- _TO BE DONE_: Check every line below for the word "React" and copy each one that has it.

- _DATASET SECTION_:

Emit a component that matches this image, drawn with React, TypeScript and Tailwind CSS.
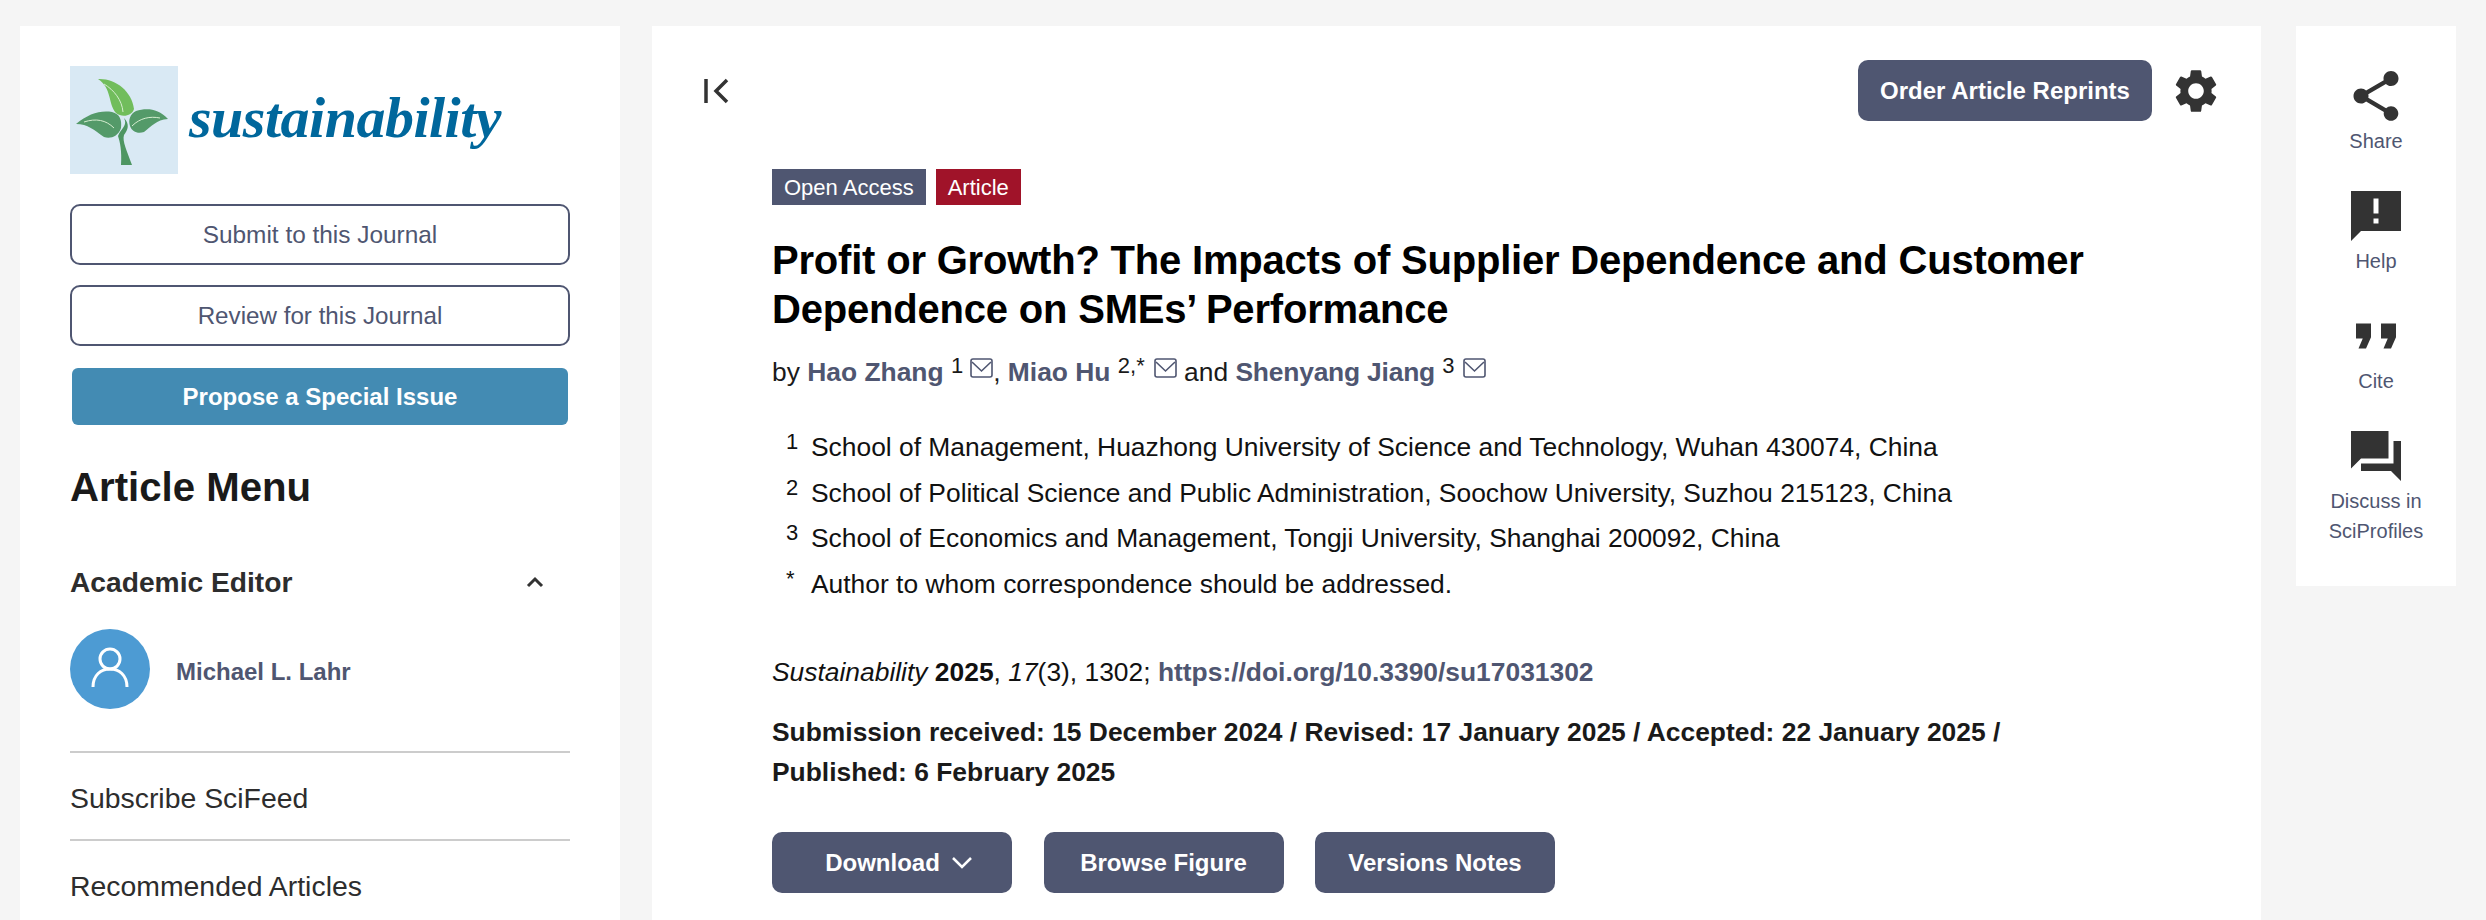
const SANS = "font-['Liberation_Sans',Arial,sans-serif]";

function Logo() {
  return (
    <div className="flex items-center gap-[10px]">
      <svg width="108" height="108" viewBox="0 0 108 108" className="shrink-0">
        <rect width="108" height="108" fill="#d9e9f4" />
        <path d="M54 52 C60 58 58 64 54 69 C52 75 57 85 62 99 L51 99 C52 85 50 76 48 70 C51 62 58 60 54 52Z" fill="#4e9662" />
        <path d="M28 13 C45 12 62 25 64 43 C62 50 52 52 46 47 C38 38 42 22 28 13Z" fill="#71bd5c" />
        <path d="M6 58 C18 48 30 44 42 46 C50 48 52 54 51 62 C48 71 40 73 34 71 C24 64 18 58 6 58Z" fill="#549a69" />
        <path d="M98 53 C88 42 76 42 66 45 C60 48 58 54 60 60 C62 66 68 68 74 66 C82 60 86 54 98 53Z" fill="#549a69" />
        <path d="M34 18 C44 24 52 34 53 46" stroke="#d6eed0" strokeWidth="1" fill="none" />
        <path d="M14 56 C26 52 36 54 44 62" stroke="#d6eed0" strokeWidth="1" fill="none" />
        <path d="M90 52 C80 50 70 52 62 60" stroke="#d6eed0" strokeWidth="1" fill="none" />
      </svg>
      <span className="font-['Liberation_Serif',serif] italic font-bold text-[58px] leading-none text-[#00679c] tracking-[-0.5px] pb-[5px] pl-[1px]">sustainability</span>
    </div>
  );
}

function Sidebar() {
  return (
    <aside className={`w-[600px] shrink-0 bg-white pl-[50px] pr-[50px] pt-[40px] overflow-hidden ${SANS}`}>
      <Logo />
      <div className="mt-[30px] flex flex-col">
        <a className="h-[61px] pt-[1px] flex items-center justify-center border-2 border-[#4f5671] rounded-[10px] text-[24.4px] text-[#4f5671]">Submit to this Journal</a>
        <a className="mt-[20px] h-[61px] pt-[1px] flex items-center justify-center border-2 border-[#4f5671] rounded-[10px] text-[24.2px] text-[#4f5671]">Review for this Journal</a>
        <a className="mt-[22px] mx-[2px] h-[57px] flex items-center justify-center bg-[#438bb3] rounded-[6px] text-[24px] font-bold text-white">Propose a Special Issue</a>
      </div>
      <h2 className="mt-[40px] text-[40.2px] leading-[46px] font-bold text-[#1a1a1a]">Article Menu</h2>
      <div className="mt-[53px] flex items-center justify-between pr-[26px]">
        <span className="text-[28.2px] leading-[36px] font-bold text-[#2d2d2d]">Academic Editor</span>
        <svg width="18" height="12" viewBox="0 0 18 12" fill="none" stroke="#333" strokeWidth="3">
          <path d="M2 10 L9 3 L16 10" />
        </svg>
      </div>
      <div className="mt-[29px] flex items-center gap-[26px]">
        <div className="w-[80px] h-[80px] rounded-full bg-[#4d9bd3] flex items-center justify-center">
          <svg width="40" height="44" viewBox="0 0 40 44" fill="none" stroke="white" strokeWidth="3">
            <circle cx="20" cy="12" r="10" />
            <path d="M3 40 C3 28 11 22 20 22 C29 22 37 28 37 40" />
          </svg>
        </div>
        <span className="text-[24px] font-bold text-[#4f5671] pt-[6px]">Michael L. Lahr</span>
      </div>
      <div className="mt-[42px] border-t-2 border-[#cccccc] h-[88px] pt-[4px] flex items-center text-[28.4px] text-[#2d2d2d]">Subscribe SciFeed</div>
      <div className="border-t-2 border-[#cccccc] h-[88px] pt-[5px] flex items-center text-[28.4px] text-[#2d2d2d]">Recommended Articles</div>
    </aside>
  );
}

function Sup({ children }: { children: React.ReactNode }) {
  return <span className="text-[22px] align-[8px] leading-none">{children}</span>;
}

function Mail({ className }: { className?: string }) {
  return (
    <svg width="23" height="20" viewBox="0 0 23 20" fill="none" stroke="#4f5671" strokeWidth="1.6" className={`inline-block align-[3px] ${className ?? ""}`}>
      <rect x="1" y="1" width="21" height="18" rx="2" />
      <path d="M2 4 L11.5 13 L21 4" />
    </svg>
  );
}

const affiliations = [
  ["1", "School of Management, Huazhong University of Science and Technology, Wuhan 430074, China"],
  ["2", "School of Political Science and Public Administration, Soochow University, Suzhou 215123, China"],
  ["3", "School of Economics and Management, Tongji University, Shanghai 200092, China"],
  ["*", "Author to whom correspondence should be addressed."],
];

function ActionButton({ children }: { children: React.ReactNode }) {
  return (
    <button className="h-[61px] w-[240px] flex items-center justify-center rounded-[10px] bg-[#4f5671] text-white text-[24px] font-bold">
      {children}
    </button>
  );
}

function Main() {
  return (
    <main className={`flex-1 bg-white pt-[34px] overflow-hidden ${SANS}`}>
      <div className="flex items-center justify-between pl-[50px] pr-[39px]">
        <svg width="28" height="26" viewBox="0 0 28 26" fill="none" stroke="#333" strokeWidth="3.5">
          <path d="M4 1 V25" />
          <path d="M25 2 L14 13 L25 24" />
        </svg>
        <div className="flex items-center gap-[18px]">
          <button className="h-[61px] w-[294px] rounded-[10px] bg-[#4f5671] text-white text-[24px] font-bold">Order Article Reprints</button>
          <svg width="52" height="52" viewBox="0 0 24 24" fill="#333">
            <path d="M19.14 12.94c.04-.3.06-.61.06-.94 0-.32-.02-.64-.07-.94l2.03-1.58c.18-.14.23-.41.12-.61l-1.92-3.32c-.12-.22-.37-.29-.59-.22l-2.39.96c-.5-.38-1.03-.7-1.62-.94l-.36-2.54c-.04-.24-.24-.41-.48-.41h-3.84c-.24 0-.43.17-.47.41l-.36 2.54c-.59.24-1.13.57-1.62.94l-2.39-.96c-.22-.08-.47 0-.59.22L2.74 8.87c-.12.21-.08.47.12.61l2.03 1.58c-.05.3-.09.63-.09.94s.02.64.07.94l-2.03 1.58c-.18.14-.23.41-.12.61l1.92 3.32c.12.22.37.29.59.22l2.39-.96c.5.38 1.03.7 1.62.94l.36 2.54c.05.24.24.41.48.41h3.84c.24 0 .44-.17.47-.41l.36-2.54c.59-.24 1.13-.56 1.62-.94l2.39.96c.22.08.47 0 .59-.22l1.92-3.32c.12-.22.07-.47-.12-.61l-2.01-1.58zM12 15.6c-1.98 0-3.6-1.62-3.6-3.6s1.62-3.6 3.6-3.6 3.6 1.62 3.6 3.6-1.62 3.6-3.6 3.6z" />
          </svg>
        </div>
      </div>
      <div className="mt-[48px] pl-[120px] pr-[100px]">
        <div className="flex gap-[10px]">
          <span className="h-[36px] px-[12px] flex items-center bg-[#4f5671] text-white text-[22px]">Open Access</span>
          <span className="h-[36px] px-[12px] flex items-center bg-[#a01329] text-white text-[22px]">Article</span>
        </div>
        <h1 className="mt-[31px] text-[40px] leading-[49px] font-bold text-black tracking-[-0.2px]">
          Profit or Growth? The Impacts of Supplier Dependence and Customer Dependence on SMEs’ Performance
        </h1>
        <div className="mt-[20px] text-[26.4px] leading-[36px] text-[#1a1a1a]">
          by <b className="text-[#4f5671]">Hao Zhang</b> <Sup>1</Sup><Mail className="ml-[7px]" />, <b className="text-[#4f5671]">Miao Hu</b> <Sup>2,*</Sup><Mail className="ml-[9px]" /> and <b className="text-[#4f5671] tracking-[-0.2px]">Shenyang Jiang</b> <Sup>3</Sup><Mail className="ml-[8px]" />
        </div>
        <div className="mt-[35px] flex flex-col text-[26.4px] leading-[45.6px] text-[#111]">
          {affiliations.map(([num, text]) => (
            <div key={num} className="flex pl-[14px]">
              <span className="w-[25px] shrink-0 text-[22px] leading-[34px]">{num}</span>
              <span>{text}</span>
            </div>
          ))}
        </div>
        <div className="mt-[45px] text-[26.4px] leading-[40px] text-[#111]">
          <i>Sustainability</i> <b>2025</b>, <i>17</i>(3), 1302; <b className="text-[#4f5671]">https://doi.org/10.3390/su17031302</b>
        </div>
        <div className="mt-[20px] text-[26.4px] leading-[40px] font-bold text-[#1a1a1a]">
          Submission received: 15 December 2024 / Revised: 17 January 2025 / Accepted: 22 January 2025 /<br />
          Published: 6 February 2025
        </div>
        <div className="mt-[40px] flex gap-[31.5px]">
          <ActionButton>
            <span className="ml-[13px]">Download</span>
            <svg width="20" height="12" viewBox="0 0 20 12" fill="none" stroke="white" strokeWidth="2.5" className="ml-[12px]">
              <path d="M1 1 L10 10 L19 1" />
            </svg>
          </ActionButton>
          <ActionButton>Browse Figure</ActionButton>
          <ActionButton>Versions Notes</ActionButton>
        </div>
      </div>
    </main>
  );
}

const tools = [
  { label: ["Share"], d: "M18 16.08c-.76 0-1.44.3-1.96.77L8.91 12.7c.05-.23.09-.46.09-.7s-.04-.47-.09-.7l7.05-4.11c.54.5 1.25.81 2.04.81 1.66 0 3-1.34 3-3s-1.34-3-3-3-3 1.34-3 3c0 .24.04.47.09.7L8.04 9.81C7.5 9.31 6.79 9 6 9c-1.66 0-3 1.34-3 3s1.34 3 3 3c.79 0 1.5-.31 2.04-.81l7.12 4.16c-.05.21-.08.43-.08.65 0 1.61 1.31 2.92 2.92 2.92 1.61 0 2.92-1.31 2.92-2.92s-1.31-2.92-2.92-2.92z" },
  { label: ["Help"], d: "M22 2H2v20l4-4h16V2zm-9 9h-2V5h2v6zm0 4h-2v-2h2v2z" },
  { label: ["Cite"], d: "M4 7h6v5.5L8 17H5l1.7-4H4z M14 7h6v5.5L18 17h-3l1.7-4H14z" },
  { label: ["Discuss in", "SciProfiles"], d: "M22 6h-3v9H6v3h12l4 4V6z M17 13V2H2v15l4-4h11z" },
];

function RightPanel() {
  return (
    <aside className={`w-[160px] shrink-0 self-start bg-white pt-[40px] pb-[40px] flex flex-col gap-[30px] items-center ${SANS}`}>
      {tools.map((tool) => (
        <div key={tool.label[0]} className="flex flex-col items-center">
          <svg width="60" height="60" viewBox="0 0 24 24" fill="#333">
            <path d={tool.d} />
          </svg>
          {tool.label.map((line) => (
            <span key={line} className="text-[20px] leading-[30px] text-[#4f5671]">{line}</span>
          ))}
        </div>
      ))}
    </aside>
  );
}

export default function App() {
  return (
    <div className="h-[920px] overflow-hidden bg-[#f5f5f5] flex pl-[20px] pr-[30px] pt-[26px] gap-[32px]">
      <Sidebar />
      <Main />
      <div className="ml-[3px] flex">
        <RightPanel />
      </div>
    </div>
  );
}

- _TASK SOLUTION_:
Emit a component that matches this image, drawn with React, TypeScript and Tailwind CSS.
function Sup({ children }: { children: React.ReactNode }) {
function ActionButton({ children }: { children: React.ReactNode }) {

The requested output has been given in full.